Set task |
Where a line in the listing contains the string "Tailwind", copy that line out.

=== Material provided ===

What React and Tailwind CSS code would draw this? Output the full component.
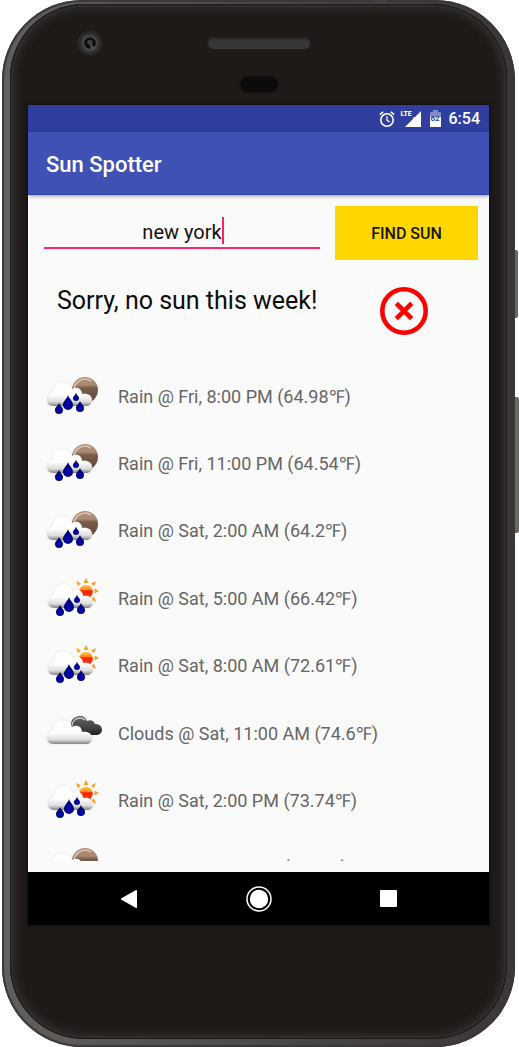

===
=== Material provided ===

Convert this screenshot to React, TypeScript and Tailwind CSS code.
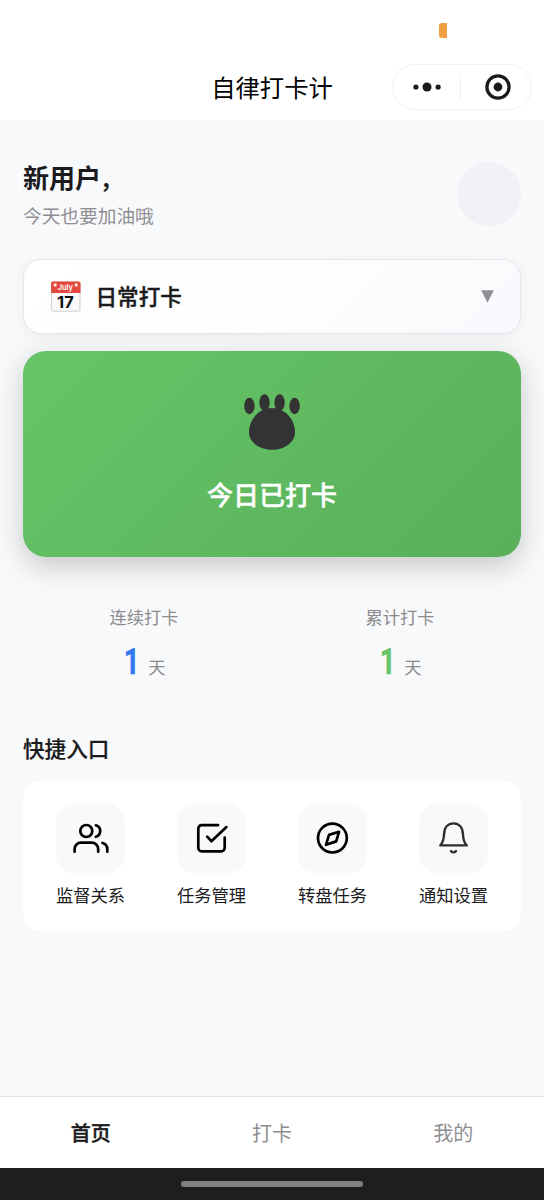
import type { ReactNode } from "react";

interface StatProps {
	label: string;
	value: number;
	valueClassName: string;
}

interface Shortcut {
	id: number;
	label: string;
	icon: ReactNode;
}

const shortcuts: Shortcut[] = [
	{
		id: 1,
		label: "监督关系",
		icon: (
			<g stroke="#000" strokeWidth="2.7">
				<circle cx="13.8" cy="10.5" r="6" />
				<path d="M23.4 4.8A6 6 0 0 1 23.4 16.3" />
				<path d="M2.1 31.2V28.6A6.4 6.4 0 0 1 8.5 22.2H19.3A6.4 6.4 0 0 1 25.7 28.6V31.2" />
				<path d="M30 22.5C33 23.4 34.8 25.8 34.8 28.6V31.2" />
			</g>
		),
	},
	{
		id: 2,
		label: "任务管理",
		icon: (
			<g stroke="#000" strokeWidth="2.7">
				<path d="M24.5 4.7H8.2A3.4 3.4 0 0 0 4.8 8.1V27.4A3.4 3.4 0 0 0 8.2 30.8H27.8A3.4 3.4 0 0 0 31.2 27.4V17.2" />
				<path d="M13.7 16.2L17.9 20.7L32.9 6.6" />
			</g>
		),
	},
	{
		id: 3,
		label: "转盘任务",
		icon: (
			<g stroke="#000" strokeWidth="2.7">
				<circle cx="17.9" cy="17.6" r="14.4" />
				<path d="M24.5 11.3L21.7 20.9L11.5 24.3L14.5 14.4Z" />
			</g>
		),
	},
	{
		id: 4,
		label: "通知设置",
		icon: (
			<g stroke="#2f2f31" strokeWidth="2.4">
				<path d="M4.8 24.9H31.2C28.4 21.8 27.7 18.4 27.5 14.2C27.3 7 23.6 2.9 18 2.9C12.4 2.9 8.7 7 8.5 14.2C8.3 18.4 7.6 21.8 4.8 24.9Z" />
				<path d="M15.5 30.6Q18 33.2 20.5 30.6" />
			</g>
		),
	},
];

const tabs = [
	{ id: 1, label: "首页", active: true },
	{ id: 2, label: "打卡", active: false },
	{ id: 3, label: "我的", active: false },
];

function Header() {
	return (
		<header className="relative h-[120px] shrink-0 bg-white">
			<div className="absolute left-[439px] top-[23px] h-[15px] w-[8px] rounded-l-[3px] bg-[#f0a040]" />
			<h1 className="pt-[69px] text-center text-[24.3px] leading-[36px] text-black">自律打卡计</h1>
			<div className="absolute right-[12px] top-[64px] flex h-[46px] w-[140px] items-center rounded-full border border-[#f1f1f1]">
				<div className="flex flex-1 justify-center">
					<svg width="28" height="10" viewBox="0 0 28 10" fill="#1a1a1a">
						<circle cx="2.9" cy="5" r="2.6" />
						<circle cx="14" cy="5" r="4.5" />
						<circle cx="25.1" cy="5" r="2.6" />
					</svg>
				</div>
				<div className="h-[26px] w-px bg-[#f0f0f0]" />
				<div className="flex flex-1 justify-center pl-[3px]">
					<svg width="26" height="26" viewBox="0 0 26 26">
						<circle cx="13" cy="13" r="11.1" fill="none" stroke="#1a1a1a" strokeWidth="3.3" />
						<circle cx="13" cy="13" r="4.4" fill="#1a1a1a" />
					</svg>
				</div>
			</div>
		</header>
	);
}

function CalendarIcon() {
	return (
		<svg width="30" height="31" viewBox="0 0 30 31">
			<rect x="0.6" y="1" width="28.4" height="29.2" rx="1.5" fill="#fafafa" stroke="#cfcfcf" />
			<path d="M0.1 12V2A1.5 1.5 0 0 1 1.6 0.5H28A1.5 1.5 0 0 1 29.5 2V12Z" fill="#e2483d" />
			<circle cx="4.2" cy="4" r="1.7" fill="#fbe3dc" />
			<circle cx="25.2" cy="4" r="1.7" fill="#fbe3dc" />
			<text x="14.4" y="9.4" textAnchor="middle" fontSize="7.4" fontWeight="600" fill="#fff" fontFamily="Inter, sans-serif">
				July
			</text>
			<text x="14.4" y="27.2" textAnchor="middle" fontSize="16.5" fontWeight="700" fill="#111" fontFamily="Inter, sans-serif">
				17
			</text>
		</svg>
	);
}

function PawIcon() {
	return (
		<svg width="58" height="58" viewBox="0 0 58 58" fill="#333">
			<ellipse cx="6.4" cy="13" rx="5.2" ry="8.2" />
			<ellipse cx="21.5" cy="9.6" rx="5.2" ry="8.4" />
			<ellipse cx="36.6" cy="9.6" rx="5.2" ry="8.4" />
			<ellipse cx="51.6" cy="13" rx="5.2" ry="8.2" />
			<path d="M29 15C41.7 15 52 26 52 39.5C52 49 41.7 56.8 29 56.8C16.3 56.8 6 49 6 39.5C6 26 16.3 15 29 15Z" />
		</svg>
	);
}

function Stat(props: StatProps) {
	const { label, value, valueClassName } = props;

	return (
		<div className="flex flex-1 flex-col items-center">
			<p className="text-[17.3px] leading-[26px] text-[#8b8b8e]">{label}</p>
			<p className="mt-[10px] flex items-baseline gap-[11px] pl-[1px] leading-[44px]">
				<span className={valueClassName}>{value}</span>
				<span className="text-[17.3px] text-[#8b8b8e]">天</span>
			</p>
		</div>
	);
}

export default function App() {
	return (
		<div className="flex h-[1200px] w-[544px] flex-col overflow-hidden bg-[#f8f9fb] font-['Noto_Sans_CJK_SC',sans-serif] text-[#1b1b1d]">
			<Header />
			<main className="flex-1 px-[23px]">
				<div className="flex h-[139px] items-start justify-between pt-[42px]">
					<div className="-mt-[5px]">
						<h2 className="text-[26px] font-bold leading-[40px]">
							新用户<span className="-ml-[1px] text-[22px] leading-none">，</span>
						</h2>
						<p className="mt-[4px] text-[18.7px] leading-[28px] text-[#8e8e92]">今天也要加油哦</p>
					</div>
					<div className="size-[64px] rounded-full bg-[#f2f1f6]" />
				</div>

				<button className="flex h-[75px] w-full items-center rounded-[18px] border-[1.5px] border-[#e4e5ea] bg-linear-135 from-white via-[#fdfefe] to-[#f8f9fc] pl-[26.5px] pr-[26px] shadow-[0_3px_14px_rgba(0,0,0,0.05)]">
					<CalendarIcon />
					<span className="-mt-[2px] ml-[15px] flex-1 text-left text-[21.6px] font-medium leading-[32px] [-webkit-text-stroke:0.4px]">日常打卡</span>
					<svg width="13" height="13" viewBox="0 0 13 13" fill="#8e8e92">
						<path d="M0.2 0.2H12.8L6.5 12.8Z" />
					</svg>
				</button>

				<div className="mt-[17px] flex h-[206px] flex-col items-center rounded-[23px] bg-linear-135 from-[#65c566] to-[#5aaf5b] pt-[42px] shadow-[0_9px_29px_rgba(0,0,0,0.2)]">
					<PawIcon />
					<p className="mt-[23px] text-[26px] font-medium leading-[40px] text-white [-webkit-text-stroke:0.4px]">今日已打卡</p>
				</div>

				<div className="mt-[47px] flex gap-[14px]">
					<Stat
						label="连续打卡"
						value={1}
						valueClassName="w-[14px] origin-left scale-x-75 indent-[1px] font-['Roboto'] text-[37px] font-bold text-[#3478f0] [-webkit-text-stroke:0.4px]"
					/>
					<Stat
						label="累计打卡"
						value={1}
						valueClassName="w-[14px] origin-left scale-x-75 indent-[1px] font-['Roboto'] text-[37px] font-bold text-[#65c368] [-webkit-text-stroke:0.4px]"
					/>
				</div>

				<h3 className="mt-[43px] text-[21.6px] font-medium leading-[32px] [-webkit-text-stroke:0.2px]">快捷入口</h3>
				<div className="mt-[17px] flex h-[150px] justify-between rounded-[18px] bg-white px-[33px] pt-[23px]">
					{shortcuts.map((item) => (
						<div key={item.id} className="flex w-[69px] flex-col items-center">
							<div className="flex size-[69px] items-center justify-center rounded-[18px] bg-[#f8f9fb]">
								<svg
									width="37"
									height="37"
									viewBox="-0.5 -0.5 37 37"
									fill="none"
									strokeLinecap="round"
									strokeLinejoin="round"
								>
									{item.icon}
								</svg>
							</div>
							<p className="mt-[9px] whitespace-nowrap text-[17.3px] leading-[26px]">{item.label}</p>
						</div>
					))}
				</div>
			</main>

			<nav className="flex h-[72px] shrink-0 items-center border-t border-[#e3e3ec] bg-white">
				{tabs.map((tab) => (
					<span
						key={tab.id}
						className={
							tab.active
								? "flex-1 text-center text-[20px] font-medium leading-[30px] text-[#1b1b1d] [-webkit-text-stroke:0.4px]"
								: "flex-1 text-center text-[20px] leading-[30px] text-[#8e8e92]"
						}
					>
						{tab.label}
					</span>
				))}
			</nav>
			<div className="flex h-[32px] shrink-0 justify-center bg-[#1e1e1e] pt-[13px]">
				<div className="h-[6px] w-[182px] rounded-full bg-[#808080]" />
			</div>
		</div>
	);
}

===
=== Material provided ===

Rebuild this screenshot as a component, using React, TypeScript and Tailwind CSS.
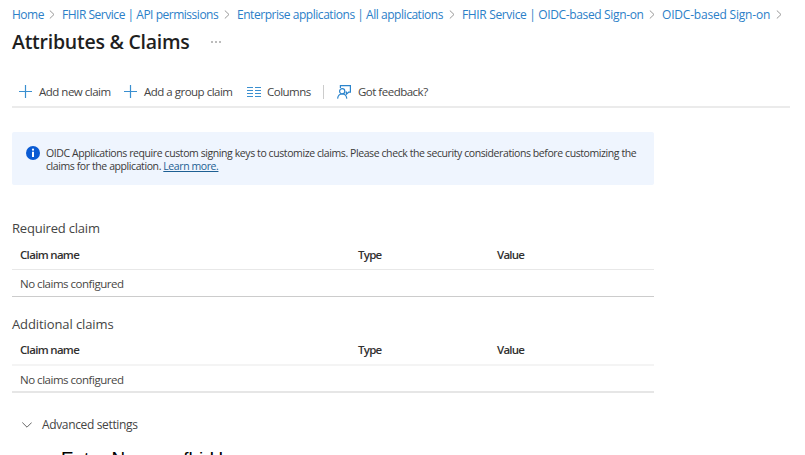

===

Reply |
What React and Tailwind CSS code would draw this? Output the full component.
Convert this screenshot to React, TypeScript and Tailwind CSS code.
Rebuild this screenshot as a component, using React, TypeScript and Tailwind CSS.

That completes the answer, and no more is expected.